NetOpsBench
Fault Extension

Custom Faults

Built-in fault labels and the supported SDK path for adding project-local faults.

Fault extension changes the benchmark fault surface. Most agent work should use the built-in fault set first; add custom faults when the research question requires a new failure mode.

Built-in fault catalog

Scenario YAML references faults by fault_type.

Fault typeCategoryRequires interfaceNotes
link_downLinkyesBrings the target interface down.
link_flappingLinknoRepeatedly toggles a link. Parameters: iterations, down_time, up_time.
mtu_mismatchImpairmentyesChanges interface MTU to break path MTU.
packet_lossImpairmentnoAdds tc-based loss on the target device.
packet_corruptionImpairmentnoAdds tc-based corruption.
high_latencyImpairmentnoAdds tc-based delay. Parameter: latency_ms.
bgp_neighbor_misconfigRouting (BGP)noMisconfigures a BGP neighbor.
static_route_misconfigRouting (Static)noInstalls an incorrect static route. Alias: static_route_misconfiguration.
blackhole_routeRouting (Static)noInstalls a route pointing to a null next-hop. Requires target_prefix.
route_policy_misconfigRouting (Policy)noMisconfigures a prefix list or route-map.
device_downSystemnoBrings the target device offline.
acl_misconfigACLnoAdds an ACL that blocks expected traffic.

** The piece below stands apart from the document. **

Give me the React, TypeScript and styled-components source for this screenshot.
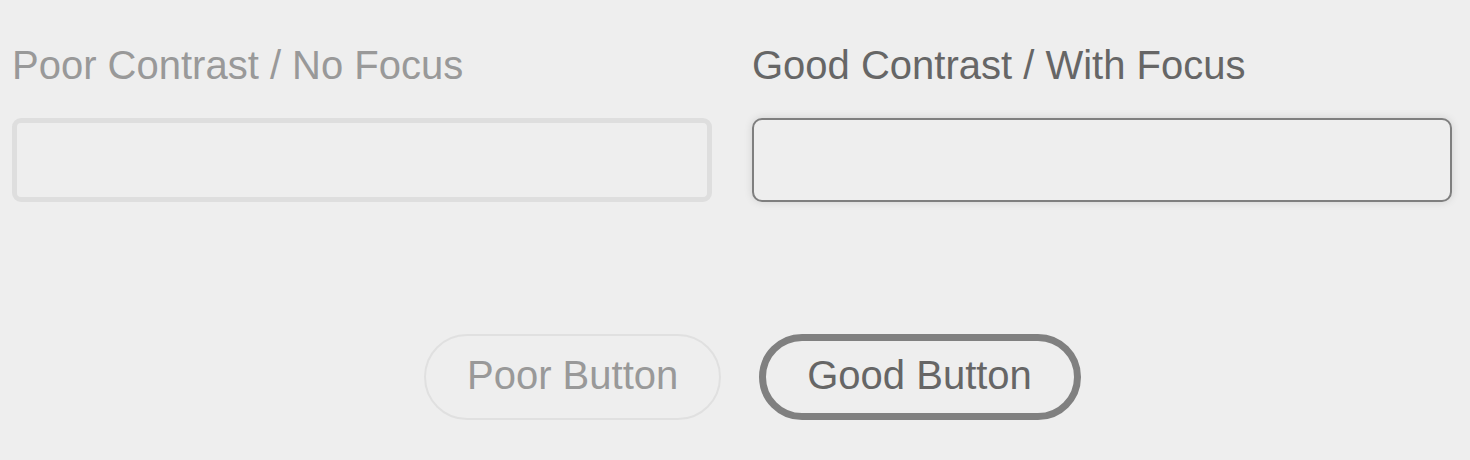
import styled, { createGlobalStyle } from 'styled-components';

const GlobalStyle = createGlobalStyle`
  html, body {
    margin: 0;
    padding: 0;
    background: #eeeeee;
  }
  body {
    font-family: "Liberation Sans", Arial, Helvetica, sans-serif;
  }
`;

const App = () => {
  return (
    <Page>
      <GlobalStyle />
      <Fields>
        <Field>
          <Label $good={false}>Poor Contrast / No Focus</Label>
          <Input $good={false} type="text" />
        </Field>
        <Field>
          <Label $good>Good Contrast / With Focus</Label>
          <Input $good type="text" />
        </Field>
      </Fields>
      <Buttons>
        <Button $good={false}>Poor Button</Button>
        <Button $good>Good Button</Button>
      </Buttons>
    </Page>
  );
};

export default App;

const Page = styled.div`
  padding: 42px 12px 0 12px;
  height: 460px;
  box-sizing: border-box;
`;

const Fields = styled.div`
  display: grid;
  grid-template-columns: 700px 700px;
  column-gap: 40px;
`;

const Field = styled.div`
  display: flex;
  flex-direction: column;
  gap: 30px;
`;

const Label = styled.label<{ $good: boolean }>`
  font-size: 40px;
  line-height: 46px;
  color: ${(p) => (p.$good ? '#666666' : '#999999')};
`;

const Input = styled.input<{ $good: boolean }>`
  box-sizing: border-box;
  width: 700px;
  height: 84px;
  margin: 0;
  background: #eeeeee;
  outline: none;
  font-family: inherit;
  font-size: 32px;
  border: ${(p) => (p.$good ? '2px solid #7f7f7f' : '5px solid #dedede')};
  border-radius: ${(p) => (p.$good ? '10px' : '9px')};
  box-shadow: ${(p) => (p.$good ? '0 0 8px rgba(0, 0, 0, 0.12)' : 'none')};
`;

const Buttons = styled.div`
  display: flex;
  gap: 38px;
  margin-top: 132px;
  padding-left: 412px;
`;

const Button = styled.button<{ $good: boolean }>`
  box-sizing: border-box;
  height: 86px;
  display: flex;
  align-items: center;
  justify-content: center;
  padding: 0 ${(p) => (p.$good ? '42px 5px 41px' : '41px 5px')};
  background: transparent;
  font-family: inherit;
  font-size: 40px;
  line-height: 46px;
  color: ${(p) => (p.$good ? '#666666' : '#999999')};
  border: ${(p) => (p.$good ? '7px solid #808080' : '2px solid #e0e0e0')};
  border-radius: 43px;
  cursor: pointer;
`;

Alias: acl_misconfiguration.

Common scenario fields:

  • target_device for the device where the fault is applied;
  • target_interface for interface-scoped faults such as link_down and mtu_mismatch;
  • target_prefix for blackhole_route;
  • parameters for fault-specific values;
  • metadata for descriptive benchmark annotations.

The authoritative built-in specs live under netopsbench/platform/faults/builtin/; injection and recovery handlers live under netopsbench/platform/faults/handlers/.

Simple custom fault

Use simple_fault() for project-local extensions:

from netopsbench.sdk import NetOpsBench, FaultContext, simple_fault

def inject(ctx: FaultContext) -> dict:
    return {"success": True, "device": ctx.target_device}

def recover(ctx: FaultContext) -> dict:
    return {"success": True}

my_pack = simple_fault(
    "my_latency",
    inject=inject,
    recover=recover,
    requires_interface=True,
    required_parameters=("delay_ms",),
)

with NetOpsBench(workspace=".") as bench:
    bench.faults.register_pack(my_pack)

Or register one fault directly:

bench.faults.register_fault(
    "my_latency",
    inject,
    recover,
    requires_interface=True,
    required_parameters=("delay_ms",),
)

Once registered, reference it from scenario YAML with fault_type: my_latency.

Function contract

TypeNotes
ArgumentFaultContextfault_type, target_device, target_interface, parameters, metadata.
Returndict or FaultExecutionResultShould include "success": bool; omitted success defaults to success.

Recovery should be safe to call more than once when possible and should clean up partial state explicitly.

Runnable example

examples/04_custom_faults.py registers examples/faults/custom_fault_pack/ and runs examples/faults/custom_fault_pack/scenario.yaml:

PYTHONPATH=. python examples/04_custom_faults.py --vendor openai --repo-root .

The example registers a custom latency fault:

fault_pack = simple_fault(
    "demo_custom_latency",
    inject=inject,
    recover=recover,
    requires_interface=True,
    required_parameters=("delay_ms",),
    aliases=["demo_custom_delay"],
)

Use this example to verify the extension mechanism. A research-quality fault pack should also validate parameters, define recovery behavior clearly, and test malformed input plus idempotent cleanup.

Class-based packs

Use the class-based API when multiple related faults share state:

from dataclasses import dataclass
from typing import Any
from netopsbench.sdk import FaultContext, FaultExecutionResult, FaultSpec

class MyExecutor:
    def inject(self, ctx: FaultContext) -> FaultExecutionResult:
        return FaultExecutionResult(fault_type=ctx.fault_type, success=True)

    def recover(self, ctx: FaultContext) -> FaultExecutionResult:
        return FaultExecutionResult(fault_type=ctx.fault_type, success=True)

@dataclass(frozen=True)
class MyFaultPack:
    name: str = "my_fault_pack"
    version: str = "1.0"

    def register(self, registry: Any) -> None:
        registry.register(
            spec=FaultSpec(name="my_latency", requires_interface=True),
            executor=MyExecutor(),
        )

External extensions should use netopsbench.sdk.faults and avoid depending on netopsbench.platform.faults.injector.FaultInjector, which is an internal implementation detail.